# "No rider weight limit" road bikes?



## Velobear (Aug 10, 2014)

I'm an enthusiast cyclist... casual club rides, metric centuries, no racing and nothing hard core. It's time to replace my current frame and I've noticed that now both Trek and Specialized have adopted published weight limits. When I bought my carbon Roubaix in 2006 they said that there was no limit on the frame for any likely human cyclist. They did however say replace the carbon seat post with something stronger which I did.

Now as I'm looking for a new frame it doesn't seem that the major frame builders will warranty a road bike for big guys like us.

Does anyone have any frame suggestions other than custom?

Jack


----------



## Retro Grouch (Apr 30, 2002)

How "big" are we talking about here?

Providing your weight will help with advice.


----------



## Jwiffle (Mar 18, 2005)

At my shop we carry Giant, Masi, and Fuji and none of them mention weight limits on their frames.


----------



## tihsepa (Nov 27, 2008)

Worksman bikes dont have a weight limit. How heavy?


----------



## Nubster (Jul 8, 2009)

Jwiffle said:


> At my shop we carry Giant, Masi, and Fuji and none of them mention weight limits on their frames.


It would be in the manual most likely. I ride a Cannondale Synapse Carbon. It has a 285# limit and I'm weighing in at 255 right now.
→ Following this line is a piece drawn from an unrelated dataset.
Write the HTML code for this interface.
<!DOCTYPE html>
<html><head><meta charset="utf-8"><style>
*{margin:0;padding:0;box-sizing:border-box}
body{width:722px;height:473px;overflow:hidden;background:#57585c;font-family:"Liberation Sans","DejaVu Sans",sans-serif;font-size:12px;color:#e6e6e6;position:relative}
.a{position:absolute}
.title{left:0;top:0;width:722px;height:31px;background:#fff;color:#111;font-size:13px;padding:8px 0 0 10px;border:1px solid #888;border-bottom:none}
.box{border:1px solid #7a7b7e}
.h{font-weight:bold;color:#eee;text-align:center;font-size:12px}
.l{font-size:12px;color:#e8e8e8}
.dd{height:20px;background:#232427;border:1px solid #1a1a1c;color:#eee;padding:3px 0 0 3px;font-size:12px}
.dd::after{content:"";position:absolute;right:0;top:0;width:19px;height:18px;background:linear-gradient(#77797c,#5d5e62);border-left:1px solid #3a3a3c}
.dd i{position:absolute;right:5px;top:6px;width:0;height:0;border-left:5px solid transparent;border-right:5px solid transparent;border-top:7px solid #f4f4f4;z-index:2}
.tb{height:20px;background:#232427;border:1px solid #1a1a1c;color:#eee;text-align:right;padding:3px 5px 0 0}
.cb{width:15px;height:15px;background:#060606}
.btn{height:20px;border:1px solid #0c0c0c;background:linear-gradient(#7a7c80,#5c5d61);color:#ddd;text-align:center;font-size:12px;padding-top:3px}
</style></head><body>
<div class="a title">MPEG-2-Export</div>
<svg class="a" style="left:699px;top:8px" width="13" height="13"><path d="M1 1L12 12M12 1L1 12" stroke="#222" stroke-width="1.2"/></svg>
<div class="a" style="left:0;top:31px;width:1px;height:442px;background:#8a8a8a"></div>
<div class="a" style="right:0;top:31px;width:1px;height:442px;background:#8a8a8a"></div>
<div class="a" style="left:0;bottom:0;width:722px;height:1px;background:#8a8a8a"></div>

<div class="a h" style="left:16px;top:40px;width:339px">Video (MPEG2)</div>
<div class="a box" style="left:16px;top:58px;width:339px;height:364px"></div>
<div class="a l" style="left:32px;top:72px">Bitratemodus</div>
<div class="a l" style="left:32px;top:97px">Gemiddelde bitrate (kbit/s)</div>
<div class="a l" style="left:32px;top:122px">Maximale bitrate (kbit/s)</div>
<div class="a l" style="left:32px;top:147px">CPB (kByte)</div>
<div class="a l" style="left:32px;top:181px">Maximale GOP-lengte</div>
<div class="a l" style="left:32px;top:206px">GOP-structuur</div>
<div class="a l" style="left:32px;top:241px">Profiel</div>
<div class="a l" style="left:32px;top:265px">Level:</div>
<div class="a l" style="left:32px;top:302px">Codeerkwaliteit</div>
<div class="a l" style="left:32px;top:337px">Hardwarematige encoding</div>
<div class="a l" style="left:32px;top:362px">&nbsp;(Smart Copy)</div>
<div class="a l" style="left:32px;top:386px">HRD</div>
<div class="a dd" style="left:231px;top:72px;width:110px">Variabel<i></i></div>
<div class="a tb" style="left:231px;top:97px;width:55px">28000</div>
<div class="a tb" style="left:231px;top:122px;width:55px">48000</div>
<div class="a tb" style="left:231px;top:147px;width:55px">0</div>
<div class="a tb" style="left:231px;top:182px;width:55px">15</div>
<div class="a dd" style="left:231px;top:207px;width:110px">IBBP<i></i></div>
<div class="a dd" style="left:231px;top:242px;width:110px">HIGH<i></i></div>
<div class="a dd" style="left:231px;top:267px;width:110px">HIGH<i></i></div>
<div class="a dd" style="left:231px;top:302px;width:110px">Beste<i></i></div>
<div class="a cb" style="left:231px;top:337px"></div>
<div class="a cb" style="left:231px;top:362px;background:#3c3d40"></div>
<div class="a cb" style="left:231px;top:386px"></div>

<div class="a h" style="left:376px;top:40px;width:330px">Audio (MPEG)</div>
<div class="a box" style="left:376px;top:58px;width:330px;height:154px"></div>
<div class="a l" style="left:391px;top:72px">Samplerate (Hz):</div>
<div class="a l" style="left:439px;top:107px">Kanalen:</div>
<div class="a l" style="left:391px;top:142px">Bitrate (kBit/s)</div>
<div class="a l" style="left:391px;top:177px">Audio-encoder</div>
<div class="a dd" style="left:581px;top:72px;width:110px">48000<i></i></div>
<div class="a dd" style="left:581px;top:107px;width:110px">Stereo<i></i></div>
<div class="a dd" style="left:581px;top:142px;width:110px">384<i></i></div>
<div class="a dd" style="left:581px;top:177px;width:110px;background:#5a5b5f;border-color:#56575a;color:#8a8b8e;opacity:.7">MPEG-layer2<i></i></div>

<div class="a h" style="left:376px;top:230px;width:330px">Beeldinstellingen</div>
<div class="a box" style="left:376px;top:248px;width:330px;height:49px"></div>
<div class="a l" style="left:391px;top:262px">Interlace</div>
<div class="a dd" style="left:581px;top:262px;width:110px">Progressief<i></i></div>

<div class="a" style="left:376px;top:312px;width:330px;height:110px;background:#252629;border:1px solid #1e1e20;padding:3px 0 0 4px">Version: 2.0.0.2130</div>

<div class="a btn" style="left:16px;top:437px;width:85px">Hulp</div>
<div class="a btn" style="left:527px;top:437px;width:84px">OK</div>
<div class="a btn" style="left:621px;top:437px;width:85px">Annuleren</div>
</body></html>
The online Giant manual says 285# for their performance road bikes which I'd assume would include any of the carbon frame models.


----------



## OldChipper (May 15, 2011)

Here's the weight limits on all the Specialized models (from another thread here):

http://static.specialized.com/media/docs/support/0000037057/0000037057_r1.pdf

You should be able to find something that meets your needs. My guess would be either that in pursuit of competitive frame weight or based on failure data, they've seen the need to impose limits.


----------



## Velobear (Aug 10, 2014)

Thanks all... I'm 325 lbs


----------



## OldChipper (May 15, 2011)

I'm not judging, but honestly even if they didn't clearly list a weight limit on your current Roubaix, you were certainly testing the design limits for the bike and components. You need to be on steel or Ti designed with you in mind. IMO


----------



## Jwiffle (Mar 18, 2005)

Nubster said:


> It would be in the manual most likely. I ride a Cannondale Synapse Carbon. It has a 285# limit and I'm weighing in at 255 right now.
> 
> The online Giant manual says 285# for their performance road bikes which I'd assume would include any of the carbon frame models.


I looked all over the giant manual before posting (well, just in the warranty section). Where is that listed?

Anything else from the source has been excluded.